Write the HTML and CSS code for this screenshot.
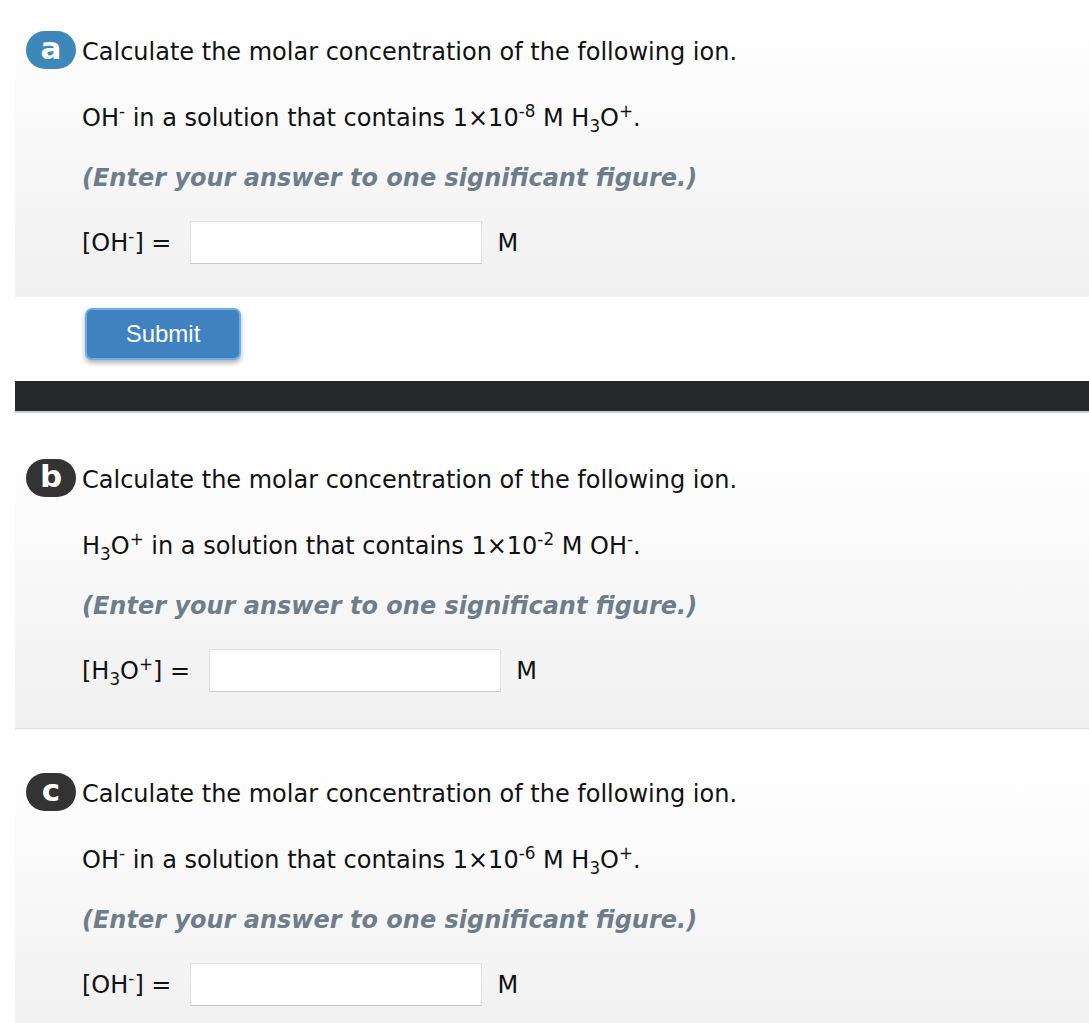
FILE: index.html
```html
<!doctype html>
<html lang="en">
  <head>
    <meta charset="UTF-8" />
    <meta name="viewport" content="width=device-width, initial-scale=1.0" />
    <title>Molar Concentration</title>
    <link rel="stylesheet" href="styles.css">
  </head>
  <body>
    <div class="page">
      <section class="part part-a">
        <div class="part-head">
          <span class="badge badge-active">a</span>
          <p class="prompt">Calculate the molar concentration of the following ion.</p>
        </div>
        <div class="part-body">
          <p class="given">OH<sup>-</sup> in a solution that contains 1&times;10<sup>-8</sup> M H<sub>3</sub>O<sup>+</sup>.</p>
          <p class="hint">(Enter your answer to one significant figure.)</p>
          <div class="answer">
            <label class="answer-label">[OH<sup>-</sup>] =</label>
            <input class="answer-input" type="text">
            <span class="unit">M</span>
          </div>
        </div>
      </section>

      <div class="actions">
        <button class="submit" type="button">Submit</button>
      </div>

      <div class="divider"></div>

      <section class="part part-b">
        <div class="part-head">
          <span class="badge">b</span>
          <p class="prompt">Calculate the molar concentration of the following ion.</p>
        </div>
        <div class="part-body">
          <p class="given">H<sub>3</sub>O<sup>+</sup> in a solution that contains 1&times;10<sup>-2</sup> M OH<sup>-</sup>.</p>
          <p class="hint">(Enter your answer to one significant figure.)</p>
          <div class="answer">
            <label class="answer-label">[H<sub>3</sub>O<sup>+</sup>] =</label>
            <input class="answer-input" type="text">
            <span class="unit">M</span>
          </div>
        </div>
      </section>

      <section class="part part-c">
        <div class="part-head">
          <span class="badge">c</span>
          <p class="prompt">Calculate the molar concentration of the following ion.</p>
        </div>
        <div class="part-body">
          <p class="given">OH<sup>-</sup> in a solution that contains 1&times;10<sup>-6</sup> M H<sub>3</sub>O<sup>+</sup>.</p>
          <p class="hint">(Enter your answer to one significant figure.)</p>
          <div class="answer">
            <label class="answer-label">[OH<sup>-</sup>] =</label>
            <input class="answer-input" type="text">
            <span class="unit">M</span>
          </div>
        </div>
      </section>
    </div>
  </body>
</html>
```

FILE: styles.css
```css
body {
  margin: 0;
  background: white;
  color: #111;
  font-family: Verdana, "DejaVu Sans", sans-serif;
  font-size: 24px;
}
.page {
  padding-left: 15px;
}

/* Question panels */
.part {
  padding: 11px 0 32px 11px;
  background: linear-gradient(to bottom, #ffffff, #f0f0f0);
}
.part-a {
  margin-top: 20px;
  padding-bottom: 33px;
}
.part-b {
  margin-top: 35px;
  padding-bottom: 36px;
  border-bottom: 1px solid #d9d9d9;
}
.part-c {
  margin-top: 33px;
}
.part-head {
  display: flex;
  align-items: center;
  gap: 6px;
  height: 38px;
}
.badge {
  display: flex;
  align-items: center;
  justify-content: center;
  width: 50px;
  height: 38px;
  border-radius: 19px;
  background: #333;
  color: white;
  font-family: "DejaVu Sans", sans-serif;
  font-weight: bold;
  font-size: 31px;
  line-height: 1;
  padding-bottom: 3px;
  box-sizing: border-box;
}
.badge-active {
  background: #3d88b9;
}
.prompt {
  margin: 0;
  line-height: 30px;
  padding-top: 4px;
}
.part-body {
  padding-left: 56px;
}
.given {
  margin: 34px 0 0;
  line-height: 30px;
}
.hint {
  margin: 30px 0 0;
  line-height: 30px;
  color: #6f7d8b;
  font-weight: bold;
  font-style: italic;
}
sup, sub {
  font-size: 70%;
  line-height: 0;
}

/* Answer row */
.answer {
  display: flex;
  align-items: center;
  margin-top: 28px;
}
.answer-label {
  margin-right: 19px;
}
.answer-input {
  width: 292px;
  height: 43px;
  box-sizing: border-box;
  border: 1px solid #e2e2e2;
  border-bottom-color: #c8c8c8;
  background: white;
  margin: 0;
}
.unit {
  margin-left: 15px;
}

/* Submit */
.actions {
  padding: 11px 0 0 70px;
}
.submit {
  width: 156px;
  height: 52px;
  border: 2px solid #6cb0e3;
  border-radius: 7px;
  background: #3f82bf;
  color: white;
  font-family: "Liberation Sans", Arial, sans-serif;
  font-size: 24px;
  box-shadow: 0 3px 5px rgba(0, 0, 0, 0.3);
}

.divider {
  margin-top: 21px;
  height: 30px;
  background: #272829;
  border-bottom: 2px solid #cccccc;
}
```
════════
* [PROBLEM] All of the lines above should be printed exactly, minus the pictures.

* [RESPONSE BELOW]
Write the HTML and CSS code for this screenshot.
FILE: index.html
```html
<!doctype html>
<html lang="en">
  <head>
    <meta charset="UTF-8" />
    <meta name="viewport" content="width=device-width, initial-scale=1.0" />
    <title>Molar Concentration</title>
    <link rel="stylesheet" href="styles.css">
  </head>
  <body>
    <div class="page">
      <section class="part part-a">
        <div class="part-head">
          <span class="badge badge-active">a</span>
          <p class="prompt">Calculate the molar concentration of the following ion.</p>
        </div>
        <div class="part-body">
          <p class="given">OH<sup>-</sup> in a solution that contains 1&times;10<sup>-8</sup> M H<sub>3</sub>O<sup>+</sup>.</p>
          <p class="hint">(Enter your answer to one significant figure.)</p>
          <div class="answer">
            <label class="answer-label">[OH<sup>-</sup>] =</label>
            <input class="answer-input" type="text">
            <span class="unit">M</span>
          </div>
        </div>
      </section>

      <div class="actions">
        <button class="submit" type="button">Submit</button>
      </div>

      <div class="divider"></div>

      <section class="part part-b">
        <div class="part-head">
          <span class="badge">b</span>
          <p class="prompt">Calculate the molar concentration of the following ion.</p>
        </div>
        <div class="part-body">
          <p class="given">H<sub>3</sub>O<sup>+</sup> in a solution that contains 1&times;10<sup>-2</sup> M OH<sup>-</sup>.</p>
          <p class="hint">(Enter your answer to one significant figure.)</p>
          <div class="answer">
            <label class="answer-label">[H<sub>3</sub>O<sup>+</sup>] =</label>
            <input class="answer-input" type="text">
            <span class="unit">M</span>
          </div>
        </div>
      </section>

      <section class="part part-c">
        <div class="part-head">
          <span class="badge">c</span>
          <p class="prompt">Calculate the molar concentration of the following ion.</p>
        </div>
        <div class="part-body">
          <p class="given">OH<sup>-</sup> in a solution that contains 1&times;10<sup>-6</sup> M H<sub>3</sub>O<sup>+</sup>.</p>
          <p class="hint">(Enter your answer to one significant figure.)</p>
          <div class="answer">
            <label class="answer-label">[OH<sup>-</sup>] =</label>
            <input class="answer-input" type="text">
            <span class="unit">M</span>
          </div>
        </div>
      </section>
    </div>
  </body>
</html>
```

FILE: styles.css
```css
body {
  margin: 0;
  background: white;
  color: #111;
  font-family: Verdana, "DejaVu Sans", sans-serif;
  font-size: 24px;
}
.page {
  padding-left: 15px;
}

/* Question panels */
.part {
  padding: 11px 0 32px 11px;
  background: linear-gradient(to bottom, #ffffff, #f0f0f0);
}
.part-a {
  margin-top: 20px;
  padding-bottom: 33px;
}
.part-b {
  margin-top: 35px;
  padding-bottom: 36px;
  border-bottom: 1px solid #d9d9d9;
}
.part-c {
  margin-top: 33px;
}
.part-head {
  display: flex;
  align-items: center;
  gap: 6px;
  height: 38px;
}
.badge {
  display: flex;
  align-items: center;
  justify-content: center;
  width: 50px;
  height: 38px;
  border-radius: 19px;
  background: #333;
  color: white;
  font-family: "DejaVu Sans", sans-serif;
  font-weight: bold;
  font-size: 31px;
  line-height: 1;
  padding-bottom: 3px;
  box-sizing: border-box;
}
.badge-active {
  background: #3d88b9;
}
.prompt {
  margin: 0;
  line-height: 30px;
  padding-top: 4px;
}
.part-body {
  padding-left: 56px;
}
.given {
  margin: 34px 0 0;
  line-height: 30px;
}
.hint {
  margin: 30px 0 0;
  line-height: 30px;
  color: #6f7d8b;
  font-weight: bold;
  font-style: italic;
}
sup, sub {
  font-size: 70%;
  line-height: 0;
}

/* Answer row */
.answer {
  display: flex;
  align-items: center;
  margin-top: 28px;
}
.answer-label {
  margin-right: 19px;
}
.answer-input {
  width: 292px;
  height: 43px;
  box-sizing: border-box;
  border: 1px solid #e2e2e2;
  border-bottom-color: #c8c8c8;
  background: white;
  margin: 0;
}
.unit {
  margin-left: 15px;
}

/* Submit */
.actions {
  padding: 11px 0 0 70px;
}
.submit {
  width: 156px;
  height: 52px;
  border: 2px solid #6cb0e3;
  border-radius: 7px;
  background: #3f82bf;
  color: white;
  font-family: "Liberation Sans", Arial, sans-serif;
  font-size: 24px;
  box-shadow: 0 3px 5px rgba(0, 0, 0, 0.3);
}

.divider {
  margin-top: 21px;
  height: 30px;
  background: #272829;
  border-bottom: 2px solid #cccccc;
}
```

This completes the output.